SEC. 203. Taxation of obligations of the United States held by the Government of the People's Republic of China.

(a) In general.—Section 892 of the Internal Revenue Code of 1986 is amended by redesignating subsection (c) as subsection (d) and by inserting after subsection (b) the following new subsection:

“(c) Exception.—This section shall not apply to the Government of the People's Republic of China.”.

(b) Central bank.—Section 895 of the Internal Revenue Code of 1986 is amended—

(1) by striking “Income” and inserting the following:

“(a) In general.—Income”, and

(2) by adding at the end the following new subsection:

“(b) Exception.—This section shall not apply to the any central bank of the People's Republic of China.”.

(c) Effective date.—The amendments made by this section shall apply to income received or derived after the date of the enactment of this Act.

SEC. 204. Surtax on certain income derived from China.

(a) In general.—Subpart D of part II of subchapter N of the Internal Revenue Code of 1986 is amended by adding at the end the following new section:

“SEC. 899. Imposition of surtax on certain income from China.

“(a) In general.—In addition to other taxes, there is imposed on the China source income of any applicable United States person a tax equal to 2 percent of such income.

“(b) Applicable United States person.—For purposes of this subsection, the term ‘applicable United States person’ means any United States person who—

“(1) holds an investment through a partnership with a resident of the People's Republic of China, or

“(2) participates in a joint shareholding venture with a resident of the People's Republic of China.

“(c) China source income.—For purposes of this section, the term ‘China source income’ means any amount received from sources within the People's Republic of China which is attributable to an investment described in subsection (b)(1) or a venture described in subsection (b)(2).
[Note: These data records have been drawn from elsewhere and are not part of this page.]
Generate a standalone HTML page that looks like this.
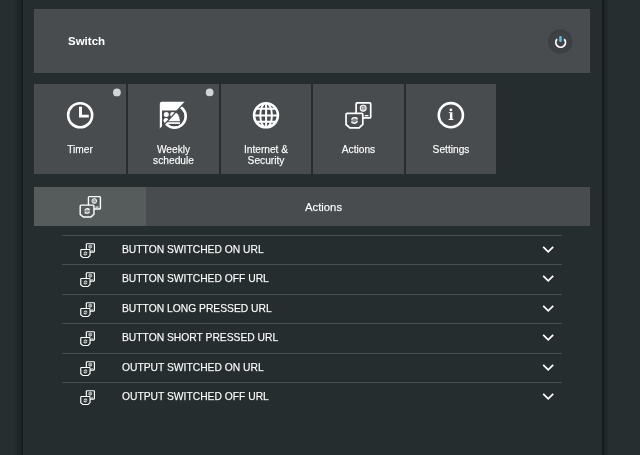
<!DOCTYPE html>
<html><head><meta charset="utf-8">
<style>
*{box-sizing:border-box;margin:0;padding:0}
html,body{width:640px;height:455px;overflow:hidden;background:#272e2f;font-family:"Liberation Sans",sans-serif;color:#fff}
.abs{position:absolute}
#main{position:absolute;left:23px;top:0;width:579px;height:455px;background:#262d2e}
#lline{position:absolute;left:21.5px;top:0;width:1.5px;height:455px;background:#161b1c}
#lsh{position:absolute;left:11.5px;top:0;width:10px;height:455px;background:linear-gradient(to right,rgba(0,0,0,0),rgba(0,0,0,.08) 40%,rgba(0,0,0,.3))}
#rline{position:absolute;left:601.5px;top:0;width:2.5px;height:455px;background:#161b1c}
#rsh{position:absolute;left:604px;top:0;width:5px;height:455px;background:linear-gradient(to right,rgba(0,0,0,.25),rgba(0,0,0,0))}
.panel{background:#484c4f}
#top{left:34px;top:9px;width:556px;height:64px}
#sw{left:68px;top:34px;font-size:11.5px;font-weight:bold;line-height:14px}
.tile{position:absolute;top:84px;height:90px;background:#484c4f}
.tile .lbl{position:absolute;left:0;right:0;text-align:center;font-size:10.2px;line-height:11px}
#hdrL{left:34px;top:187px;width:112px;height:39px;background:#565b5c}
#hdrR{left:146px;top:187px;width:444px;height:39px;background:#484c4f}
#hdrT{left:305px;top:200px;font-size:11.3px;line-height:14px}
.sep{position:absolute;left:62px;width:500px;height:1px;background:#4a4f52}
.row{position:absolute;left:122px;font-size:10.3px;line-height:12px;white-space:nowrap}
.row,.lbl,#sw,#hdrT{will-change:transform}
.row,.lbl,#hdrT{-webkit-text-stroke:0.25px rgba(255,255,255,0.6)}
</style></head><body>
<div id="lsh"></div><div id="lline"></div>
<div id="main"></div>
<div id="rline"></div><div id="rsh"></div>

<div id="top" class="abs panel"></div>
<div id="sw" class="abs">Switch</div>

<div class="tile" style="left:34px;width:92px"><div class="lbl" style="top:60px">Timer</div></div>
<div class="tile" style="left:128px;width:91px"><div class="lbl" style="top:60px">Weekly<br>schedule</div></div>
<div class="tile" style="left:221px;width:90px"><div class="lbl" style="top:60px">Internet &amp;<br>Security</div></div>
<div class="tile" style="left:313px;width:91px"><div class="lbl" style="top:60px">Actions</div></div>
<div class="tile" style="left:406px;width:90px"><div class="lbl" style="top:60px">Settings</div></div>

<div id="hdrL" class="abs"></div>
<div id="hdrR" class="abs"></div>
<div id="hdrT" class="abs">Actions</div>


<div class="sep" style="top:235px"></div>
<div class="row" style="top:244px">BUTTON SWITCHED ON URL</div>
<div class="sep" style="top:264px"></div>
<div class="row" style="top:273px">BUTTON SWITCHED OFF URL</div>
<div class="sep" style="top:294px"></div>
<div class="row" style="top:303px">BUTTON LONG PRESSED URL</div>
<div class="sep" style="top:323px"></div>
<div class="row" style="top:332px">BUTTON SHORT PRESSED URL</div>
<div class="sep" style="top:353px"></div>
<div class="row" style="top:362px">OUTPUT SWITCHED ON URL</div>
<div class="sep" style="top:382px"></div>
<div class="row" style="top:391px">OUTPUT SWITCHED OFF URL</div>

<svg id="ov" width="640" height="455" viewBox="0 0 640 455" style="position:absolute;left:0;top:0">
<defs>
<symbol id="act" viewBox="0 0 26.2 26.5" overflow="visible">
  <rect x="10.9" y="0.8" width="14.6" height="15" rx="1" fill="none" stroke="#fff" stroke-width="1.7"/>
  <circle cx="18" cy="6.1" r="2.9" fill="rgba(255,255,255,0.3)" stroke="#fff" stroke-width="1.1"/>
  <path d="M17.2 4.6 V6.4 M18.8 4.6 V6.4 M16.6 7.2 Q18 8.6 19.4 7.2" fill="none" stroke="#fff" stroke-width="0.7"/>
  <rect x="19.5" y="12.9" width="3.7" height="1.3" fill="#fff"/>
  <path d="M1.9 11.2 H16.4 Q17.6 11.2 17.6 12.4 V22.2 L13.9 25.7 H4.7 L0.85 22.4 V12.4 Q0.85 11.2 1.9 11.2 Z" fill="currentColor" stroke="#fff" stroke-width="1.7"/>
  <circle cx="9.3" cy="18.3" r="3.2" fill="rgba(255,255,255,0.35)"/>
  <path d="M6.5 17.6 A2.9 2.9 0 0 1 11.6 16.6 M12.1 19 A2.9 2.9 0 0 1 7 20" fill="none" stroke="#fff" stroke-width="1.3"/>
  <path d="M10.4 15.2 L12.6 15.6 L12 17.8 Z M8.2 21.4 L6 21 L6.6 18.8 Z" fill="#fff"/>
</symbol>
<symbol id="acts" viewBox="0 0 26.2 26.5" overflow="visible">
  <rect x="10.9" y="0.8" width="14.6" height="15" rx="1" fill="none" stroke="#fff" stroke-width="2.1"/>
  <circle cx="18" cy="6.1" r="2.9" fill="rgba(255,255,255,0.3)" stroke="#fff" stroke-width="1.1"/>
  <path d="M17.2 4.6 V6.4 M18.8 4.6 V6.4 M16.6 7.2 Q18 8.6 19.4 7.2" fill="none" stroke="#fff" stroke-width="0.7"/>
  <rect x="19.5" y="12.9" width="3.7" height="1.3" fill="#fff"/>
  <path d="M1.9 11.2 H16.4 Q17.6 11.2 17.6 12.4 V22.2 L13.9 25.7 H4.7 L0.85 22.4 V12.4 Q0.85 11.2 1.9 11.2 Z" fill="currentColor" stroke="#fff" stroke-width="2.1"/>
  <circle cx="9.3" cy="18.3" r="3.2" fill="rgba(255,255,255,0.35)"/>
  <path d="M6.5 17.6 A2.9 2.9 0 0 1 11.6 16.6 M12.1 19 A2.9 2.9 0 0 1 7 20" fill="none" stroke="#fff" stroke-width="1.3"/>
  <path d="M10.4 15.2 L12.6 15.6 L12 17.8 Z M8.2 21.4 L6 21 L6.6 18.8 Z" fill="#fff"/>
</symbol>
<clipPath id="cUL"><polygon points="210.5,73.5 156.4,132.3 112.2,91.7 166.3,32.9"/></clipPath>
<clipPath id="cLR"><polygon points="211.42,74.27 157.26,133.15 201.4,173.8 255.6,114.9"/></clipPath>
<radialGradient id="pg" cx="560.2" cy="41.5" r="13" gradientUnits="userSpaceOnUse"><stop offset="0" stop-color="#404447"/><stop offset="0.7" stop-color="#3e4245"/><stop offset="0.86" stop-color="#3a3e41"/><stop offset="1" stop-color="#484c4f"/></radialGradient>
<clipPath id="cG"><circle cx="266" cy="115.3" r="11.5"/></clipPath>
</defs>
<circle cx="116.9" cy="92.4" r="3.9" fill="#d2d5d7"/>
<circle cx="209.65" cy="92.4" r="3.85" fill="#d2d5d7"/>
<!-- clock -->
<circle cx="80.15" cy="115.25" r="12" fill="none" stroke="#fff" stroke-width="2.6"/>
<path d="M79 106.8 H82 V114.8 H88.8 V117.6 H79 Z" fill="#fff"/>
<!-- weekly -->
<g clip-path="url(#cUL)" fill="#fff">
  <path d="M159.8 103.8 Q159.8 101.8 161.8 101.8 H200 V110.4 H162 V130 H159.8 Z"/>
  <circle cx="166.3" cy="114.5" r="2.5"/>
  <circle cx="172.7" cy="114.5" r="2.5"/>
  <circle cx="166" cy="120.6" r="2.5"/>
</g>
<g clip-path="url(#cLR)">
  <circle cx="174.5" cy="116.4" r="11.2" fill="none" stroke="#fff" stroke-width="2.6"/>
  <path d="M165 121.2 A7.5 10 0 0 1 180 121.2 Z" fill="#fff"/>
  <rect x="166" y="122.2" width="14" height="1.7" fill="#fff"/>
</g>
<!-- globe -->
<g fill="none" stroke="#fff">
  <circle cx="266" cy="115.3" r="11.95" stroke-width="2.5"/>
  <g clip-path="url(#cG)">
  <line x1="266.1" y1="103" x2="266.1" y2="128" stroke-width="2"/>
  <ellipse cx="266.1" cy="115.3" rx="5.8" ry="12.2" stroke-width="2"/>
  <line x1="253" y1="108.8" x2="279" y2="108.8" stroke-width="2"/>
  <line x1="253" y1="115.4" x2="279" y2="115.4" stroke-width="2"/>
  <line x1="253" y1="121.7" x2="279" y2="121.7" stroke-width="2"/>
  </g>
</g>
<!-- tile actions -->
<use href="#act" x="345.2" y="102.1" width="26.2" height="26.5" style="color:#484c4f"/>
<!-- info -->
<circle cx="450.85" cy="115.15" r="12.05" fill="none" stroke="#fff" stroke-width="2.6"/>
<circle cx="450.9" cy="109.8" r="1.35" fill="#fff"/>
<path d="M448.8 112.2 H452.4 V119.1 H453.3 V120 H448.7 V119.1 H449.9 V113 H448.8 Z" fill="#fff"/>
<!-- power -->
<circle cx="560.2" cy="41.5" r="13" fill="url(#pg)"/>
<path d="M557.1 39.1 A4.8 4.8 0 1 0 564.2 39.1" fill="none" stroke="#fff" stroke-width="1.8"/>
<line x1="560.5" y1="37.2" x2="560.5" y2="40.8" stroke="#63b9dd" stroke-width="2.6" stroke-linecap="round"/>
<!-- header icon -->
<use href="#act" x="79.5" y="195.9" width="21.5" height="21.9" style="color:#565b5c"/>
<use href="#acts" x="80.3" y="243.3" width="14.5" height="14.7" style="color:#262d2e"/>
<path d="M543.2 246.8 L548.2 251.8 L553.2 246.8" fill="none" stroke="#fff" stroke-width="1.8"/>
<use href="#acts" x="80.3" y="272.3" width="14.5" height="14.7" style="color:#262d2e"/>
<path d="M543.2 275.8 L548.2 280.8 L553.2 275.8" fill="none" stroke="#fff" stroke-width="1.8"/>
<use href="#acts" x="80.3" y="302.3" width="14.5" height="14.7" style="color:#262d2e"/>
<path d="M543.2 305.8 L548.2 310.8 L553.2 305.8" fill="none" stroke="#fff" stroke-width="1.8"/>
<use href="#acts" x="80.3" y="331.3" width="14.5" height="14.7" style="color:#262d2e"/>
<path d="M543.2 334.8 L548.2 339.8 L553.2 334.8" fill="none" stroke="#fff" stroke-width="1.8"/>
<use href="#acts" x="80.3" y="361.3" width="14.5" height="14.7" style="color:#262d2e"/>
<path d="M543.2 364.8 L548.2 369.8 L553.2 364.8" fill="none" stroke="#fff" stroke-width="1.8"/>
<use href="#acts" x="80.3" y="390.3" width="14.5" height="14.7" style="color:#262d2e"/>
<path d="M543.2 393.8 L548.2 398.8 L553.2 393.8" fill="none" stroke="#fff" stroke-width="1.8"/>
</svg>
</body></html>
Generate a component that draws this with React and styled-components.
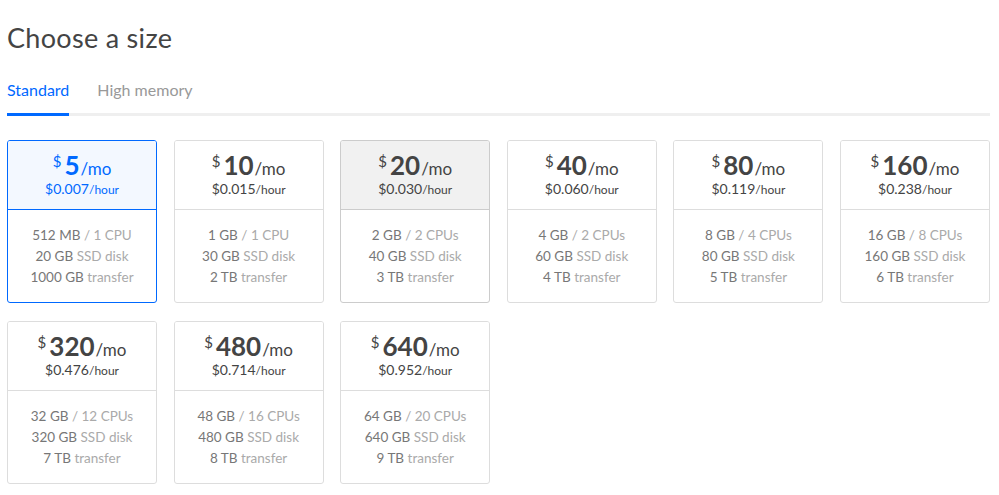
import React from "react";
import styled, { createGlobalStyle } from "styled-components";

const Global = createGlobalStyle`
  body {
    margin: 0;
    background: #fff;
    font-family: Lato, "Open Sans", sans-serif;
  }
`;

const Page = styled.div`
  width: 983px;
  padding: 0 7px;
`;

const Title = styled.h1`
  margin: 0;
  padding-top: 22px;
  font-size: 27px;
  font-weight: 400;
  color: #444;
  line-height: 32px;
  letter-spacing: 0.3px;
`;

const Tabs = styled.div`
  display: flex;
  gap: 28px;
  margin-top: 26px;
  border-bottom: 3px solid #efefef;
`;

const Tab = styled.div`
  font-size: 16px;
  line-height: 20px;
  padding-bottom: 13px;
  margin-bottom: -3px;
  color: ${(p) => (p.$active ? "#0069ff" : "#999")};
  border-bottom: 3px solid ${(p) => (p.$active ? "#0069ff" : "transparent")};
`;

const Grid = styled.div`
  display: grid;
  grid-template-columns: repeat(6, 1fr);
  column-gap: 16.6px;
  row-gap: 18px;
  margin-top: 24px;
`;

const Card = styled.div`
  border: 1px solid ${(p) => (p.$selected ? "#0069ff" : p.$hover ? "#ccc" : "#ddd")};
  border-radius: 3px;
  overflow: hidden;
  height: 161px;
  display: flex;
  flex-direction: column;
`;

const Head = styled.div`
  height: 69px;
  flex-shrink: 0;
  border-bottom: 1px solid ${(p) => (p.$selected ? "#0069ff" : p.$hover ? "#ccc" : "#ddd")};
  background: ${(p) => (p.$selected ? "#f3f8ff" : p.$hover ? "#f1f1f1" : "#fff")};
  color: ${(p) => (p.$selected ? "#0069ff" : "#444")};
  display: flex;
  flex-direction: column;
  align-items: center;
  padding-top: 12px;
  box-sizing: border-box;
`;

const Price = styled.div`
  display: flex;
  align-items: baseline;
  line-height: 24px;
`;

const Dollar = styled.span`
  font-size: 15px;
  align-self: flex-start;
  margin-right: 3px;
  line-height: 16px;
`;

const Amount = styled.span`
  font-size: 26px;
  font-weight: 700;
`;

const Per = styled.span`
  font-size: 17px;
  margin-left: 1px;
`;

const Hourly = styled.div`
  font-size: 14px;
  line-height: 16px;
  & span {
    font-size: 12px;
  }
`;

const Body = styled.div`
  flex: 1;
  display: flex;
  flex-direction: column;
  align-items: center;
  padding-top: 15px;
  font-size: 13.5px;
  line-height: 21px;
  color: #aaa;
  & b {
    font-weight: 400;
    color: #777;
  }
`;

const plans = [
  ["5", "0.007", "512 MB", "1 CPU", "20 GB", "1000 GB"],
  ["10", "0.015", "1 GB", "1 CPU", "30 GB", "2 TB"],
  ["20", "0.030", "2 GB", "2 CPUs", "40 GB", "3 TB"],
  ["40", "0.060", "4 GB", "2 CPUs", "60 GB", "4 TB"],
  ["80", "0.119", "8 GB", "4 CPUs", "80 GB", "5 TB"],
  ["160", "0.238", "16 GB", "8 CPUs", "160 GB", "6 TB"],
  ["320", "0.476", "32 GB", "12 CPUs", "320 GB", "7 TB"],
  ["480", "0.714", "48 GB", "16 CPUs", "480 GB", "8 TB"],
  ["640", "0.952", "64 GB", "20 CPUs", "640 GB", "9 TB"],
];

export default function App() {
  return (
    <Page>
      <Global />
      <Title>Choose a size</Title>
      <Tabs>
        <Tab $active>Standard</Tab>
        <Tab>High memory</Tab>
      </Tabs>
      <Grid>
        {plans.map(([mo, hr, mem, cpu, disk, tx], i) => {
          const sel = i === 0;
          const hov = i === 2;
          return (
            <Card key={mo} $selected={sel} $hover={hov}>
              <Head $selected={sel} $hover={hov}>
                <Price>
                  <Dollar>$</Dollar>
                  <Amount>{mo}</Amount>
                  <Per>/mo</Per>
                </Price>
                <Hourly>
                  ${hr}
                  <span>/hour</span>
                </Hourly>
              </Head>
              <Body>
                <div>
                  <b>{mem}</b> / {cpu}
                </div>
                <div>
                  <b>{disk}</b> SSD disk
                </div>
                <div>
                  <b>{tx}</b> transfer
                </div>
              </Body>
            </Card>
          );
        })}
      </Grid>
    </Page>
  );
}
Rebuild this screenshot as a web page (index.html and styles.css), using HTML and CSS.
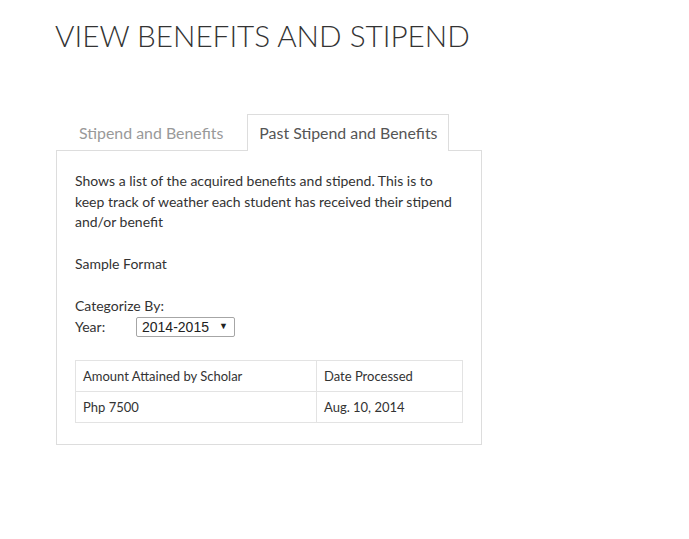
FILE: index.html
```html
<!DOCTYPE html>
<html lang="en">
<head>
    <meta charset="UTF-8">
    <title>View Benefits and Stipend</title>
    <link rel="stylesheet" href="styles.css">
</head>
<body>
<div class="page">
    <h1 class="title">VIEW BENEFITS AND STIPEND</h1>

    <ul class="tab-header">
        <li class="tab-link">Stipend and Benefits</li>
        <li class="tab-link active">Past Stipend and Benefits</li>
    </ul>

    <div class="tab-box">
        <p class="intro">Shows a list of the acquired benefits and stipend. This is to keep track of weather each student has received their stipend and/or benefit</p>

        <p class="sample">Sample Format</p>

        <div class="filter">
            <div>Categorize By:</div>
            <div class="filter-row">
                <label for="year" class="year-label">Year:</label>
                <div class="select-wrap">
                    <select id="year">
                        <option>2014-2015</option>
                        <option>2013-2014</option>
                    </select>
                </div>
            </div>
        </div>

        <table class="records">
            <tr>
                <td class="col-amount">Amount Attained by Scholar</td>
                <td>Date Processed</td>
            </tr>
            <tr>
                <td>Php 7500</td>
                <td>Aug. 10, 2014</td>
            </tr>
        </table>
    </div>
</div>
</body>
</html>
```

FILE: styles.css
```css
body {
    margin: 0;
    font-family: Lato, "Open Sans", sans-serif;
    font-size: 14px;
    color: #333;
    background-color: #fff;
}

.page {
    width: 426px;
    padding: 18px 0 0 56px;
}

.title {
    font-weight: 300;
    font-size: 29.7px;
    line-height: 36px;
    margin: 0 0 60px -1px;
    white-space: nowrap;
    color: #333;
}

.tab-header {
    display: flex;
    list-style: none;
    margin: 0 0 -1px 0;
    padding: 0 0 0 11px;
}

.tab-link {
    font-size: 15.9px;
    line-height: 20px;
    padding: 8px 11px 7px 11px;
    color: #999;
    border: 1px solid transparent;
    border-bottom: none;
    margin-right: 12px;
    white-space: nowrap;
}

.tab-link.active {
    color: #555;
    background-color: #fff;
    border-color: #ddd;
    padding-bottom: 8px;
}

.tab-box {
    border: 1px solid #ddd;
    padding: 20px 18px 21px 18px;
}

.intro {
    margin: 0;
    line-height: 20.5px;
}

.sample {
    margin: 21px 0 0 0;
    line-height: 20.5px;
}

.filter {
    margin-top: 22px;
    line-height: 20.5px;
}

.filter-row {
    display: flex;
    align-items: center;
}

.year-label {
    width: 61px;
}

.select-wrap {
    position: relative;
}

.select-wrap select {
    appearance: none;
    -webkit-appearance: none;
    font-family: "Liberation Sans", Arial, sans-serif;
    font-size: 14px;
    color: #222;
    width: 99px;
    height: 20px;
    padding: 0 0 0 5px;
    border: 1px solid #a6a6a6;
    border-radius: 2px;
    background-color: #fff;
}

.select-wrap::after {
    content: "\25BC";
    position: absolute;
    right: 7px;
    top: 4px;
    font-size: 9px;
    line-height: 10px;
    color: #222;
    pointer-events: none;
}

.records {
    width: 100%;
    margin-top: 23px;
    border-collapse: collapse;
    font-size: 13px;
}

.records td {
    border: 1px solid #e3e3e3;
    padding: 0 7px;
    height: 30px;
}

.col-amount {
    width: 226px;
}
```
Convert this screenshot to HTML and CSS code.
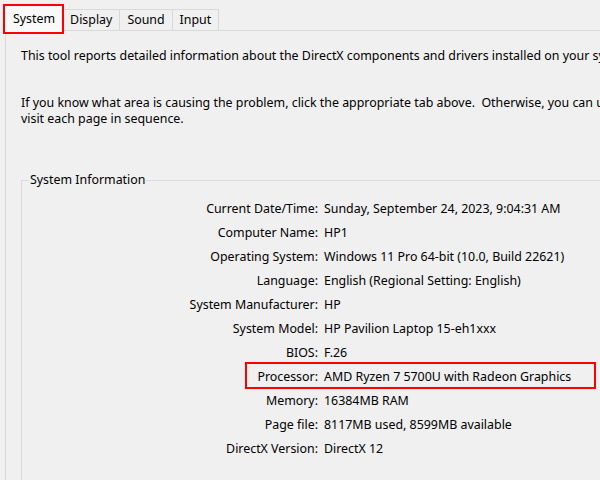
FILE: index.html
```html
<!DOCTYPE html>
<html lang="en">
<head>
    <meta charset="UTF-8">
    <title>DirectX Diagnostic Tool</title>
    <link rel="stylesheet" href="styles.css">
</head>
<body>
    <div class="tabs">
        <div class="tab active">System</div>
        <div class="tab">Display</div>
        <div class="tab">Sound</div>
        <div class="tab">Input</div>
    </div>

    <div class="pane">
        <p class="intro">This tool reports detailed information about the DirectX components and drivers installed on your system.</p>
        <p class="intro">If you know what area is causing the problem, click the appropriate tab above.&nbsp; Otherwise, you can use the "Next Page" button below to<br>visit each page in sequence.</p>

        <fieldset class="group">
            <legend>System Information</legend>
            <div class="info">
                <div class="row"><span class="key">Current Date/Time:</span><span class="val">Sunday, September 24, 2023, 9:04:31 AM</span></div>
                <div class="row"><span class="key">Computer Name:</span><span class="val">HP1</span></div>
                <div class="row"><span class="key">Operating System:</span><span class="val">Windows 11 Pro 64-bit (10.0, Build 22621)</span></div>
                <div class="row"><span class="key">Language:</span><span class="val">English (Regional Setting: English)</span></div>
                <div class="row"><span class="key">System Manufacturer:</span><span class="val">HP</span></div>
                <div class="row"><span class="key">System Model:</span><span class="val">HP Pavilion Laptop 15-eh1xxx</span></div>
                <div class="row"><span class="key">BIOS:</span><span class="val">F.26</span></div>
                <div class="row"><span class="key">Processor:</span><span class="val">AMD Ryzen 7 5700U with Radeon Graphics</span><span class="mark"></span></div>
                <div class="row"><span class="key">Memory:</span><span class="val">16384MB RAM</span></div>
                <div class="row"><span class="key">Page file:</span><span class="val">8117MB used, 8599MB available</span></div>
                <div class="row"><span class="key">DirectX Version:</span><span class="val">DirectX 12</span></div>
            </div>
        </fieldset>
    </div>
</body>
</html>
```

FILE: styles.css
```css
html, body {
    margin: 0;
    padding: 0;
    background-color: #f0f0f0;
    overflow: hidden;
}
body {
    width: 700px;
    font-family: 'Noto Sans', 'Open Sans', Arial, sans-serif;
    font-size: 12.4px;
    color: #000;
    line-height: 16px;
}
.tabs {
    display: flex;
    align-items: flex-end;
    padding: 9px 0 0 5px;
    height: 21px;
}
.tab {
    height: 20px;
    line-height: 20px;
    padding: 0 7px;
    border: 1px solid #d9d9d9;
    border-bottom: none;
    margin-left: -1px;
    background-color: #f0f0f0;
}
.tab.active {
    position: relative;
    z-index: 1;
    height: 25px;
    margin: 0 1px -2px 0;
    padding: 0 6px 0 7px;
    line-height: 23px;
    background-color: #f9f9f9;
    border-color: #f9f9f9;
    outline: 2px solid #f00;
}
.pane {
    margin-left: 5px;
    border-top: 1px solid #d9d9d9;
    border-left: 1px solid #d9d9d9;
    height: 460px;
    padding: 17px 0 0 15px;
}
.intro {
    margin: 0 0 31px;
    white-space: nowrap;
}
.group {
    margin: 45px 0 0 0;
    padding: 9px 0 0 0;
    border: 1px solid #dcdcdc;
    border-right: none;
    border-bottom: none;
    height: 400px;
}
.group legend {
    padding: 0 1px;
    margin-left: 7px;
}
.info {
    display: flex;
    flex-direction: column;
}
.row {
    position: relative;
    display: flex;
    height: 24px;
    align-items: center;
}
.key {
    width: 296px;
    text-align: right;
    padding-right: 6px;
}
.mark {
    position: absolute;
    left: 223px;
    top: -3px;
    width: 347px;
    height: 23px;
    border: 2px solid #f00;
}
```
Such amount shall be reduced so as to take into account deductions (including taxes) properly allocable to such income under rules similar to the rules of section 954(b)(5).”.

(b) Tax not treated as part of regular tax liability.—Section 26(b)(2) of such Code is amended by striking “and” at the end of subparagraph (X), by striking the period at the end of subparagraph (Y) and inserting “, and”, and by adding at the end the following new subparagraph:

“(Z) section 899 (relating to surtax on certain income from China).”.

(c) Clerical amendment.—The table of sections for subpart D of of part II of subchapter N of such Code is amended by adding at the end the following new item:

(d) Effective date.—The amendments made by this section shall apply to income received after the date of the enactment of this Act.